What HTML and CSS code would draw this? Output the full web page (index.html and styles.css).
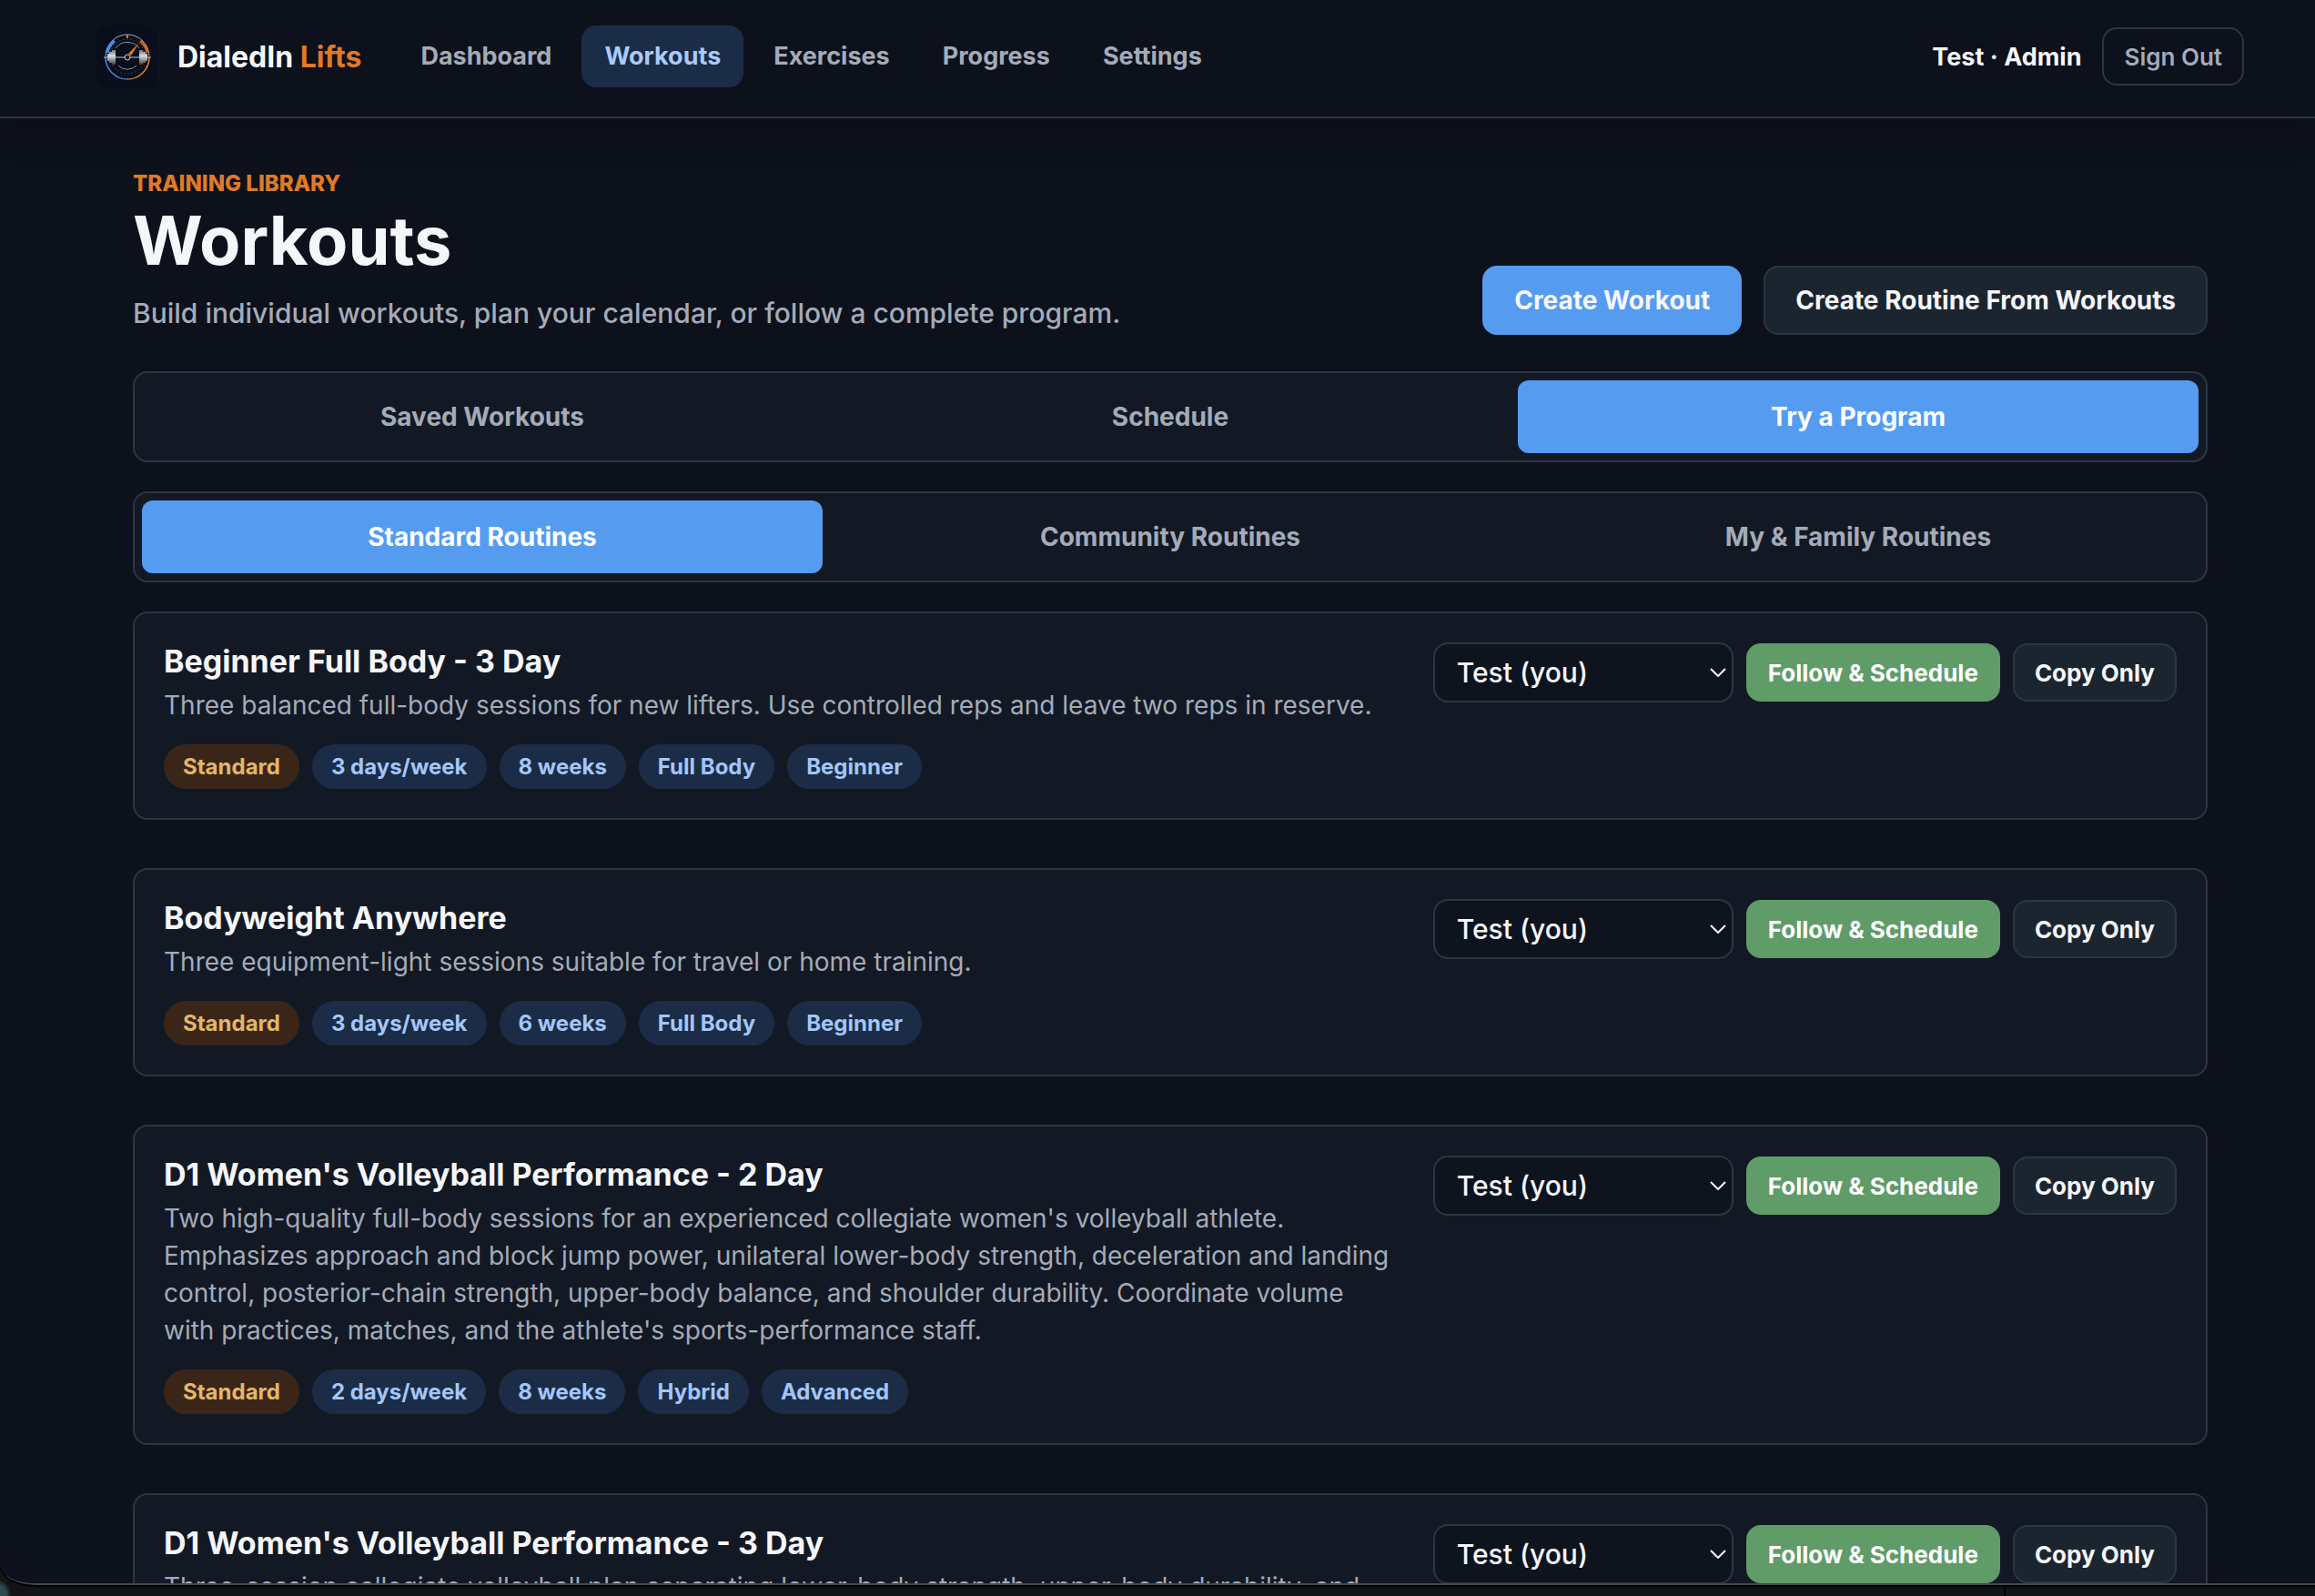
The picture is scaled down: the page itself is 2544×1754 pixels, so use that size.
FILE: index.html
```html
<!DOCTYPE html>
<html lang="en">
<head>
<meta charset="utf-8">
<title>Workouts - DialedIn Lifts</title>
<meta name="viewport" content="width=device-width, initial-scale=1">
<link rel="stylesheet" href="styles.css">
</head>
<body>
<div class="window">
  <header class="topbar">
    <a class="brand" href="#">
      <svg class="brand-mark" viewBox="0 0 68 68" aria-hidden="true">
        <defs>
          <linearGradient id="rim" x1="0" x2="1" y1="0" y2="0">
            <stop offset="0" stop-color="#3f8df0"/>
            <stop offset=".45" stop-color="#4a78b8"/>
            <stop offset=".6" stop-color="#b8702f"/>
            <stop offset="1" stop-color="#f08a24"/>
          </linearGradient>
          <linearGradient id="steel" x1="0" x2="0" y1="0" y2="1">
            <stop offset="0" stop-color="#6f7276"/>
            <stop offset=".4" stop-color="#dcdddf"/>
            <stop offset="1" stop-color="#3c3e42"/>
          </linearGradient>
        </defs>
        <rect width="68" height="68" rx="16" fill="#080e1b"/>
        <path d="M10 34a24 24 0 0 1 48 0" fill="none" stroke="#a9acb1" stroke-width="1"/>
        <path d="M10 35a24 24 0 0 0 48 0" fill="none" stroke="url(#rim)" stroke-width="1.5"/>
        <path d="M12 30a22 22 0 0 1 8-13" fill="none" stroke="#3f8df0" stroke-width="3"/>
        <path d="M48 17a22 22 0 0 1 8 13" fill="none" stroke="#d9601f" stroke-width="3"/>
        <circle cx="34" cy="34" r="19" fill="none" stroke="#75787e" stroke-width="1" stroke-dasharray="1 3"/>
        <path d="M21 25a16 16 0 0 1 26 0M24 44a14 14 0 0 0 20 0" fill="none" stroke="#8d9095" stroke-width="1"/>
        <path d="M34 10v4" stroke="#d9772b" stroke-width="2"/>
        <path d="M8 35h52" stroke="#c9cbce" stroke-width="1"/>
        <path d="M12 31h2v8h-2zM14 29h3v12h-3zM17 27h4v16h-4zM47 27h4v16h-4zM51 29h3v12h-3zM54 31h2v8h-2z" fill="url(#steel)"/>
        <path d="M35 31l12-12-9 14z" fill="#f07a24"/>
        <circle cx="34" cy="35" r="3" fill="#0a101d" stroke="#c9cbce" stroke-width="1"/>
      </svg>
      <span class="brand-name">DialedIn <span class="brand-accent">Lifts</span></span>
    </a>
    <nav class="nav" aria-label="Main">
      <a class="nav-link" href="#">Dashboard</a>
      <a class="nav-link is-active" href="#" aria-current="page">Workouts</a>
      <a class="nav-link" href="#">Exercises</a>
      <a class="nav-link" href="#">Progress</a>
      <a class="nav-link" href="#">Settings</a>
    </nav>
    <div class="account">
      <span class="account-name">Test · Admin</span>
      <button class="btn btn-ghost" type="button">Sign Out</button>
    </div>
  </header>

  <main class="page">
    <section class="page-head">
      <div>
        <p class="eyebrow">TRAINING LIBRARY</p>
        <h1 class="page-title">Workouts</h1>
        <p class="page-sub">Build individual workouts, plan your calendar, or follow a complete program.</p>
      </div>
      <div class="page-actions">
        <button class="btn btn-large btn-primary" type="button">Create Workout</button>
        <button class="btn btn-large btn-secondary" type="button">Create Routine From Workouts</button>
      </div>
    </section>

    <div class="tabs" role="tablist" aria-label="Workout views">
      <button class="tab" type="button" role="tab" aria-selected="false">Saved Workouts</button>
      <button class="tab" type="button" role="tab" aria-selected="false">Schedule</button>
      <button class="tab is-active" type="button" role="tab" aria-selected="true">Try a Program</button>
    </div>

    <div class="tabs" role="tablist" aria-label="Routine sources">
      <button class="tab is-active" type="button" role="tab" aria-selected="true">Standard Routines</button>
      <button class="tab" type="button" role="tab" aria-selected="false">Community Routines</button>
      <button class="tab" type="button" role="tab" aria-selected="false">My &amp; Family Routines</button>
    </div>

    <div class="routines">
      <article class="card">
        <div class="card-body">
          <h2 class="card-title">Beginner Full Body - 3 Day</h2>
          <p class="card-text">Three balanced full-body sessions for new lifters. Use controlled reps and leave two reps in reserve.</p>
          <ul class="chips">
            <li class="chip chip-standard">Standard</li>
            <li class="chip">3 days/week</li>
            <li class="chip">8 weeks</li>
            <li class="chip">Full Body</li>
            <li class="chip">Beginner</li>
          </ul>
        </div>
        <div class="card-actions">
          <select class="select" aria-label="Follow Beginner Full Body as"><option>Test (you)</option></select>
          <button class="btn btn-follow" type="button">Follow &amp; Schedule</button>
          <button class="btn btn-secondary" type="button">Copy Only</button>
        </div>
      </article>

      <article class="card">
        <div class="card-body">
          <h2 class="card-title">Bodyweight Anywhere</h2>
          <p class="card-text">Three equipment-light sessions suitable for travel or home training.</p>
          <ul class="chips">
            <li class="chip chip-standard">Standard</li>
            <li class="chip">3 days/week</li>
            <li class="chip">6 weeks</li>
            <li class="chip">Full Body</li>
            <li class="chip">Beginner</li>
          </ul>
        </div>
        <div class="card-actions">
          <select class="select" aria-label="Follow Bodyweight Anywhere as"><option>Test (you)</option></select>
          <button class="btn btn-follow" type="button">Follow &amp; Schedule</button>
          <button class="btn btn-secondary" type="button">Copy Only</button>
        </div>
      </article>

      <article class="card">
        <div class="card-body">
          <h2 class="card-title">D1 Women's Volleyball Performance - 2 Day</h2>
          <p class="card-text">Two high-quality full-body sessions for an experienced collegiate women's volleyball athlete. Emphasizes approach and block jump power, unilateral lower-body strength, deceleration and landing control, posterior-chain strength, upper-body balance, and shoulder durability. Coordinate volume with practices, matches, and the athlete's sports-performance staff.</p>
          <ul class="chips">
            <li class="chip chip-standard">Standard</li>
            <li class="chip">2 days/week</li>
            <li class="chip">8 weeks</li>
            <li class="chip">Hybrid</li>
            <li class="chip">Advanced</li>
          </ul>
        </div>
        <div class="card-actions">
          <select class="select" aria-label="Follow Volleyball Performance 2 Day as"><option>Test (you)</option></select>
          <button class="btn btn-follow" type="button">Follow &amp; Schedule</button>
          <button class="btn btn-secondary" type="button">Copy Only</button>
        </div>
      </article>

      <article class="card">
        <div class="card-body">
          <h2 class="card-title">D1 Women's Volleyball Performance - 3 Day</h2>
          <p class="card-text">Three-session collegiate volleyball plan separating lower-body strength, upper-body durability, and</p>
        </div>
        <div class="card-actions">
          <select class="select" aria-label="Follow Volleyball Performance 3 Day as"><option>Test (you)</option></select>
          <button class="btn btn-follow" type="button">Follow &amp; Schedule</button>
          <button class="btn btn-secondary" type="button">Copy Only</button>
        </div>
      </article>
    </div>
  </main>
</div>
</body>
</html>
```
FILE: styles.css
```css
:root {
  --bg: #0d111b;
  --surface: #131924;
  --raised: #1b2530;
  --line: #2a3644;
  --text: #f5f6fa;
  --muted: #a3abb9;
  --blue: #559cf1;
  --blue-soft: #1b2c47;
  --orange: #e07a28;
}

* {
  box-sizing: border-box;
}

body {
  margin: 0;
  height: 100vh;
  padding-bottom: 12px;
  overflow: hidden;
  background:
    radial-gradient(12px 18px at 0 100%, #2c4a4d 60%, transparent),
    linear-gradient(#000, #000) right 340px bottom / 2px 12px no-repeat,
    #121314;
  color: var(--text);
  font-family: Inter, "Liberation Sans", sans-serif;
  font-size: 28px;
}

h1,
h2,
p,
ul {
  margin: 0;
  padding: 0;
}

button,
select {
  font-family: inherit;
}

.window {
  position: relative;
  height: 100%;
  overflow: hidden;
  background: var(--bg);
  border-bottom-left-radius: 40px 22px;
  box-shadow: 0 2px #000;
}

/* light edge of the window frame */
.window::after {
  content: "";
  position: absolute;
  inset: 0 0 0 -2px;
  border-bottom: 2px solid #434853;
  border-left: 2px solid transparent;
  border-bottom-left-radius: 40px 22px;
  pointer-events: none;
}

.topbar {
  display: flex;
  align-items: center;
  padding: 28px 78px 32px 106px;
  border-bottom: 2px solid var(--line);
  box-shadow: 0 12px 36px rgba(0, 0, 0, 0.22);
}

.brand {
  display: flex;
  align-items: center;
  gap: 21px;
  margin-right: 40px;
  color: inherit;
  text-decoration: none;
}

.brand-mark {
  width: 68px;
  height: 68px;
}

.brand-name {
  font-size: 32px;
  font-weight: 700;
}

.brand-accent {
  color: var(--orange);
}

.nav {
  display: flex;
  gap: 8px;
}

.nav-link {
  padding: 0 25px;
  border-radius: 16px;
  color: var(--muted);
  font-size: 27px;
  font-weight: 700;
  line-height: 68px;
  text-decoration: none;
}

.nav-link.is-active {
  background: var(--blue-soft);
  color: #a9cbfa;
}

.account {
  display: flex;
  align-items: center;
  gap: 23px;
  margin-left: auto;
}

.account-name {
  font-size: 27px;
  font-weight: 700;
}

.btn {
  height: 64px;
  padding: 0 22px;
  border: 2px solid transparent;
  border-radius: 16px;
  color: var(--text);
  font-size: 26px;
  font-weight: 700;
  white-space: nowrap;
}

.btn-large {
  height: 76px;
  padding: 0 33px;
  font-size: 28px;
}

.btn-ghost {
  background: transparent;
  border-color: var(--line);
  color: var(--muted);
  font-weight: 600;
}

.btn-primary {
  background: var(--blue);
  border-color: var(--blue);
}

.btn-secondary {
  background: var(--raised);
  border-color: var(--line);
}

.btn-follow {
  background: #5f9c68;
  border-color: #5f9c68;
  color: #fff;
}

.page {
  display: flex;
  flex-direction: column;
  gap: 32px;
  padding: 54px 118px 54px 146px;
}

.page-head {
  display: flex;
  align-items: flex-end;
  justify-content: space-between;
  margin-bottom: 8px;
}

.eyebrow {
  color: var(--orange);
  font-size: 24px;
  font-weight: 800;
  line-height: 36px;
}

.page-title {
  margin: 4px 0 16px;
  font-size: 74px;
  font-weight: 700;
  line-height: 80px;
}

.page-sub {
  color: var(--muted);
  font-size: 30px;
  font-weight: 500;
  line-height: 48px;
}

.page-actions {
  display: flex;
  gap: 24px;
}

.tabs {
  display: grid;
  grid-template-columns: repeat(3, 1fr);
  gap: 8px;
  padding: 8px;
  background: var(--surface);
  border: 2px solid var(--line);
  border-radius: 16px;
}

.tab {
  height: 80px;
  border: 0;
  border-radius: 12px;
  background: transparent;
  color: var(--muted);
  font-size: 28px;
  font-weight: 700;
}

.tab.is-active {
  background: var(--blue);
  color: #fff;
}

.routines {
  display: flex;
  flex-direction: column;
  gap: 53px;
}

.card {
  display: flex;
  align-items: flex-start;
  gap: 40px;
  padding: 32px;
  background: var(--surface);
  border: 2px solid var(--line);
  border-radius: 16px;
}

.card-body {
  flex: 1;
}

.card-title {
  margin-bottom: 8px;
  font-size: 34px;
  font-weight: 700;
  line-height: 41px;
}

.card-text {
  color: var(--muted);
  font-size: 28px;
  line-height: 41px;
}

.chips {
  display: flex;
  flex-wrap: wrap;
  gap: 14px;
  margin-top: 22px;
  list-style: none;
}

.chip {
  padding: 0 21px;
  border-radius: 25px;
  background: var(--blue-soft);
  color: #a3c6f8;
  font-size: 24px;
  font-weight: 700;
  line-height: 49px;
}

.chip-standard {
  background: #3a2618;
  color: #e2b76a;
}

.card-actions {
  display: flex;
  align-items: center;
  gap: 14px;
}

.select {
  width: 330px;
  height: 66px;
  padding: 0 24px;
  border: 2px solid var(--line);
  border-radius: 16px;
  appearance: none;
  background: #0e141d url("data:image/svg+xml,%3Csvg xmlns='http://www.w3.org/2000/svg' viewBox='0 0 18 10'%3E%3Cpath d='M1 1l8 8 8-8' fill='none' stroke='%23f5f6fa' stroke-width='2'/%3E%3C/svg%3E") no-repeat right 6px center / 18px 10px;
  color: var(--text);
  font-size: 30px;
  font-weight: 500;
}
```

▶ [Aim of the exercise]: Search the data for "index". Copy every matching line.

▶ [Worked answer]:
What HTML and CSS code would draw this? Output the full web page (index.html and styles.css).
FILE: index.html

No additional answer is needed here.